Keith Wishum: Would you stop?

Published 10:11 pm Friday, September 7, 2018

A policeman stopped a motorist who had just rolled through a stop sign and was about to give him a ticket when the motorist said.
“Officer you can’t give me a ticket for that!”
“Why not?” asked the officer.
“Because although I did not stop I slowed way down and it’s almost the same.”
“But you did not stop” replied the officer, “and the sign says STOP.”
“But the way was clear, and it was safe” replied the motorist. “What’s the difference?”
At that point, the officer pulled out his baton and began pounding on the motorist’s car.
“What are you doing!” yelled the shocked motorist.
“Would you prefer that I slow down or stop?” asked the officer.
The officer was right, wasn’t he? There really is a difference between slowing down and stopping.

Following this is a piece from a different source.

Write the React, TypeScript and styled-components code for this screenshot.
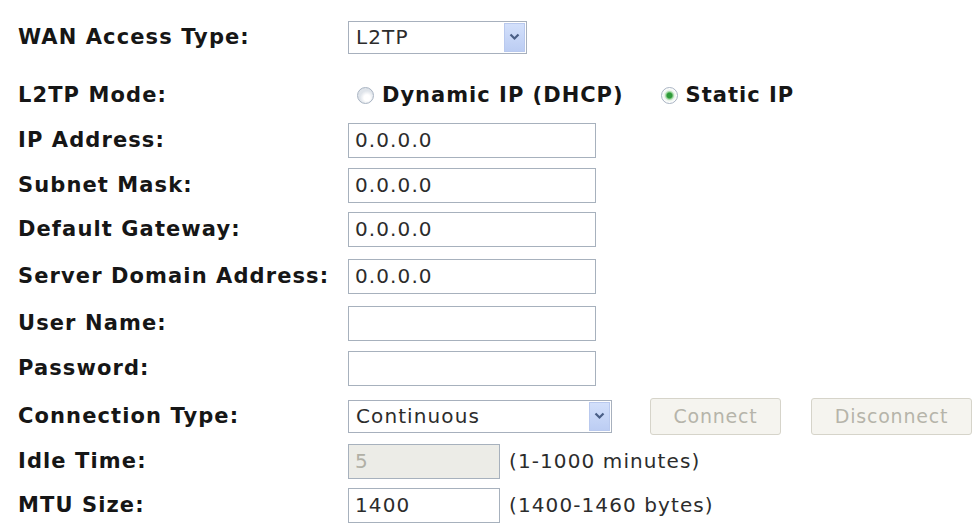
import React from 'react'
import styled, { createGlobalStyle } from 'styled-components'

const GlobalStyle = createGlobalStyle`
  body {
    margin: 0;
    background: #ffffff;
  }
`

const Chevron = () => (
  <svg width="11" height="8" viewBox="0 0 11 8">
    <path d="M1.5 1.5 L5.5 5.5 L9.5 1.5" fill="none" stroke="#4a5f86" strokeWidth="2.2" />
  </svg>
)

type SelectProps = { value: string; width: number }

const SelectBox: React.FunctionComponent<SelectProps> = ({ value, width }) => (
  <SelectFrame $w={width}>
    <SelectText>{value}</SelectText>
    <ArrowButton>
      <Chevron />
    </ArrowButton>
  </SelectFrame>
)

const Radio: React.FunctionComponent<{ checked?: boolean; label: string }> = ({ checked, label }) => (
  <RadioItem>
    <RadioDot $checked={!!checked} />
    <RadioLabel>{label}</RadioLabel>
  </RadioItem>
)

const App: React.FunctionComponent = () => {
  return (
    <Page>
      <GlobalStyle />

      <Row $mt={15}>
        <Label>WAN Access Type:</Label>
        <SelectBox value="L2TP" width={179} />
      </Row>

      <Row $mt={14}>
        <Label>L2TP Mode:</Label>
        <RadioGroup>
          <Radio label="Dynamic IP (DHCP)" />
          <Radio label="Static IP" checked />
        </RadioGroup>
      </Row>

      <Row $mt={1}>
        <Label>IP Address:</Label>
        <TextInput $w={248} defaultValue="0.0.0.0" />
      </Row>
      <Row $mt={1}>
        <Label>Subnet Mask:</Label>
        <TextInput $w={248} defaultValue="0.0.0.0" />
      </Row>
      <Row $mt={0}>
        <Label>Default Gateway:</Label>
        <TextInput $w={248} defaultValue="0.0.0.0" />
      </Row>
      <Row $mt={3}>
        <Label>Server Domain Address:</Label>
        <TextInput $w={248} defaultValue="0.0.0.0" />
      </Row>
      <Row $mt={3}>
        <Label>User Name:</Label>
        <TextInput $w={248} defaultValue="" />
      </Row>
      <Row $mt={1}>
        <Label>Password:</Label>
        <TextInput $w={248} type="password" defaultValue="" />
      </Row>

      <Row $mt={4}>
        <Label>Connection Type:</Label>
        <Controls>
          <SelectBox value="Continuous" width={264} />
          <ButtonGroup>
            <FormButton $w={131} disabled>Connect</FormButton>
            <FormButton $w={161} disabled>Disconnect</FormButton>
          </ButtonGroup>
        </Controls>
      </Row>

      <Row $mt={1}>
        <Label>Idle Time:</Label>
        <TextInput $w={152} $disabled disabled defaultValue="5" />
        <Hint>(1-1000 minutes)</Hint>
      </Row>
      <Row $mt={0}>
        <Label>MTU Size:</Label>
        <TextInput $w={152} defaultValue="1400" />
        <Hint>(1400-1460 bytes)</Hint>
      </Row>
    </Page>
  )
}

const Page = styled.div`
  display: flex;
  flex-direction: column;
  padding-left: 18px;
  width: 961px;
`

const Row = styled.div<{ $mt: number }>`
  display: flex;
  align-items: center;
  height: 44px;
  margin-top: ${p => p.$mt}px;
`

const Label = styled.div`
  width: 330px;
  flex-shrink: 0;
  font-family: "DejaVu Sans", Verdana, sans-serif;
  font-weight: bold;
  font-size: 21px;
  letter-spacing: 1.1px;
  color: #161616;
`

const SelectFrame = styled.div<{ $w: number }>`
  box-sizing: border-box;
  display: flex;
  align-items: stretch;
  width: ${p => p.$w}px;
  height: 33px;
  border: 1px solid #a7b0bd;
  background: #ffffff;
`

const SelectText = styled.div`
  flex: 1;
  display: flex;
  align-items: center;
  padding-left: 7px;
  font-family: "DejaVu Sans", Tahoma, sans-serif;
  font-size: 20px;
  letter-spacing: 1.1px;
  color: #2c2c2c;
`

const ArrowButton = styled.div`
  width: 19px;
  margin: 1px;
  display: flex;
  align-items: center;
  justify-content: center;
  background: linear-gradient(#d3e0fb, #bccdf3);
  border: 1px solid #b9c9ee;
`

const RadioGroup = styled.div`
  display: flex;
  align-items: center;
  gap: 37px;
  padding-left: 9px;
`

const RadioItem = styled.div`
  display: flex;
  align-items: center;
  gap: 8px;
`

const RadioDot = styled.span<{ $checked: boolean }>`
  box-sizing: border-box;
  width: 17px;
  height: 17px;
  border-radius: 50%;
  border: 1px solid #a8b3c2;
  background: ${p =>
    p.$checked
      ? 'radial-gradient(circle, #2f9a3a 0 2.5px, #8fd08f 3.5px, #e9f2ea 5px, #ffffff 7px)'
      : 'radial-gradient(circle at 60% 65%, #ffffff 0 3px, #dfe4ea 7px)'};
`

const RadioLabel = styled.span`
  font-family: "DejaVu Sans", Verdana, sans-serif;
  font-weight: bold;
  font-size: 21px;
  letter-spacing: 1px;
  color: #161616;
`

const TextInput = styled.input<{ $w: number; $disabled?: boolean }>`
  box-sizing: border-box;
  width: ${p => p.$w}px;
  height: 35px;
  margin: 0;
  padding: 0 6px;
  border: 1px solid #a7b1bd;
  outline: none;
  background: ${p => (p.$disabled ? '#ecece7' : '#ffffff')};
  font-family: "DejaVu Sans", Tahoma, sans-serif;
  font-size: 20px;
  letter-spacing: 1.1px;
  color: ${p => (p.$disabled ? '#b1b0a6' : '#2c2c2c')};
  &:disabled {
    color: #b1b0a6;
  }
`

const Hint = styled.span`
  margin-left: 9px;
  font-family: "DejaVu Sans", Tahoma, sans-serif;
  font-size: 20px;
  letter-spacing: 1.1px;
  color: #2c2c2c;
`

const Controls = styled.div`
  display: flex;
  align-items: center;
  gap: 38px;
`

const ButtonGroup = styled.div`
  display: flex;
  gap: 30px;
`

const FormButton = styled.button<{ $w: number }>`
  box-sizing: border-box;
  width: ${p => p.$w}px;
  height: 37px;
  padding: 0;
  border: 1px solid #d6d4ca;
  border-radius: 3px;
  background: #f5f4ef;
  font-family: "DejaVu Sans", Tahoma, sans-serif;
  font-size: 19px;
  letter-spacing: 0.8px;
  color: #b6b4aa;
`

export default App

The same is true with sin. In our relativistic culture, it is easy to rationalize almost anything — to say that it doesn’t matter. We are tempted to modify God’s traffic signs — to change his “stop” into “yield.” We get accustomed to rolling stops and forget about stopping.

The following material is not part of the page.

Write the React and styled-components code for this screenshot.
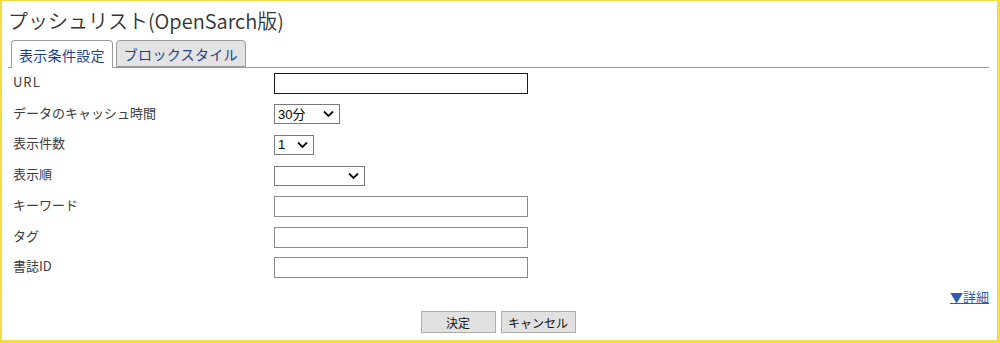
import React from 'react';
import styled, { createGlobalStyle } from 'styled-components';

const GlobalStyle = createGlobalStyle`
  html, body {
    margin: 0;
    padding: 0;
    background: #fff;
  }
  body {
    font-family: "Noto Sans CJK JP", "Noto Sans", sans-serif;
    color: #333;
  }
`

const Frame = styled.div`
  box-sizing: border-box;
  width: 1000px;
  height: 343px;
  border-style: solid;
  border-color: #f3dc45;
  border-width: 1px 3px 3px 2px;
  display: flex;
  flex-direction: column;
`

const Title = styled.h1`
  margin: 0;
  padding: 7px 0 0 6px;
  font-size: 20px;
  font-weight: 350;
  line-height: 26px;
  color: #333;
  height: 31px;
  box-sizing: border-box;
`

const TabBar = styled.div`
  display: flex;
  gap: 3px;
  margin: 8px 8px 0 6px;
  padding-left: 3px;
  border-bottom: 1px solid #999;
  height: 27px;
`

const Tab = styled.div`
  box-sizing: border-box;
  height: ${p => (p.active ? '28px' : '27px')};
  padding: 0 7px;
  display: flex;
  align-items: center;
  font-size: 14px;
  letter-spacing: 0.3px;
  color: #1d3f8c;
  background: ${p => (p.active ? '#fff' : '#e3e3e3')};
  border: 1px solid #9a9a9a;
  border-bottom: ${p => (p.active ? 'none' : '1px solid #9a9a9a')};
  border-radius: 4px 4px 0 0;
`

const Form = styled.div`
  display: grid;
  grid-template-columns: 261px 1fr;
  grid-auto-rows: 30.75px;
  padding-left: 11px;
  align-items: center;
`

const Label = styled.div`
  font-size: 13px;
  line-height: 18px;
  padding-bottom: 3px;
  color: #3c3c3c;
  letter-spacing: ${p => (p.latin ? '1px' : '0')};
`

const TextInput = styled.input`
  display: block;
  box-sizing: border-box;
  width: 254px;
  height: 21px;
  margin: 0;
  padding: 1px 3px;
  border: 1px solid ${p => (p.focused ? '#1a1a1a' : '#8a8a8a')};
  background: #fff;
  outline: none;
`

const SelectWrap = styled.div`
  position: relative;
  width: ${p => p.width}px;
  height: 20px;
`

const Select = styled.select`
  display: block;
  box-sizing: border-box;
  appearance: none;
  width: 100%;
  height: 20px;
  margin: 0;
  padding: 0 0 0 3px;
  border: 1px solid #7a7a7a;
  border-radius: 0;
  background: #fff;
  font-family: "Liberation Sans", "Noto Sans CJK JP", sans-serif;
  font-size: 13px;
  color: #000;
  outline: none;
`

const Chevron = styled.svg`
  position: absolute;
  right: 6px;
  top: 6px;
  pointer-events: none;
`

const MoreRow = styled.div`
  display: flex;
  justify-content: flex-end;
  padding: 4px 8px 0 0;
  height: 21px;
`

const MoreLink = styled.a`
  font-size: 13px;
  color: #2a5cb0;
  text-decoration: underline;
  cursor: pointer;
`

const Buttons = styled.div`
  display: flex;
  justify-content: center;
  gap: 5px;
  padding-top: 3px;
  padding-right: 3px;
`

const Button = styled.button`
  box-sizing: border-box;
  width: 75px;
  height: 22px;
  margin: 0;
  padding: 0;
  background: #e1e1e1;
  border: 1px solid #adadad;
  border-radius: 0;
  font-family: "Noto Sans CJK JP", sans-serif;
  font-size: 12px;
  color: #111;
`

const Arrow = () => (
  <Chevron width="11" height="8" viewBox="0 0 11 8">
    <path d="M1 1.5 L5.5 6 L10 1.5" fill="none" stroke="#111" strokeWidth="1.8" />
  </Chevron>
)

const DropDown = ({ width, options }) => (
  <SelectWrap width={width}>
    <Select defaultValue={options[0]}>
      {options.map(o => <option key={o}>{o}</option>)}
    </Select>
    <Arrow />
  </SelectWrap>
)

const App = () => (
  <>
    <GlobalStyle />
    <Frame>
      <Title>プッシュリスト(OpenSarch版)</Title>
      <TabBar>
        <Tab active>表示条件設定</Tab>
        <Tab>ブロックスタイル</Tab>
      </TabBar>
      <Form>
        <Label latin>URL</Label>
        <TextInput focused />
        <Label>データのキャッシュ時間</Label>
        <DropDown width={66} options={['30分', '1時間', '3時間']} />
        <Label>表示件数</Label>
        <DropDown width={40} options={['1', '5', '10']} />
        <Label>表示順</Label>
        <DropDown width={91} options={['']} />
        <Label>キーワード</Label>
        <TextInput />
        <Label>タグ</Label>
        <TextInput />
        <Label>書誌ID</Label>
        <TextInput />
      </Form>
      <MoreRow>
        <MoreLink>▼詳細</MoreLink>
      </MoreRow>
      <Buttons>
        <Button>決定</Button>
        <Button>キャンセル</Button>
      </Buttons>
    </Frame>
  </>
)

export default App;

But God says, “Stop,” not “Slow down.” And, he really means it. Christians are expected to change their behavior. We are expected to actually stop doing things that are wrong.
“No one who lives in him keeps on sinning. No one who continues to sin has either seen him or known him,” we’re told (1 John 3:6). In addition, “No one who is born of God will continue to sin, because God’s seed remains in him; he cannot go on sinning, because he has been born of God (1 John 3:9).
Christians cannot be satisfied with slowing down. We must not excuse ourselves with “Well, I’m not as bad as I used to be.” Slowing down is not the same as stopping.
Ask the man whose wife slowed down from two affairs a year to just one. Is slowing down good enough to him? Ask the wife whose husband slowed down from beating her every week to just once a month. Or, ask your friends if it’s OK for you to lie to them or steal from them, so long as you don’t do it very often.
It’s said that an auto mechanic once got addicted to brake fluid. He always insisted, “It’s just brake fluid. I can stop anytime.”
Can we stop? Or do we just slow down?

Keith Wishum is minister, Williams Road Church, Americus.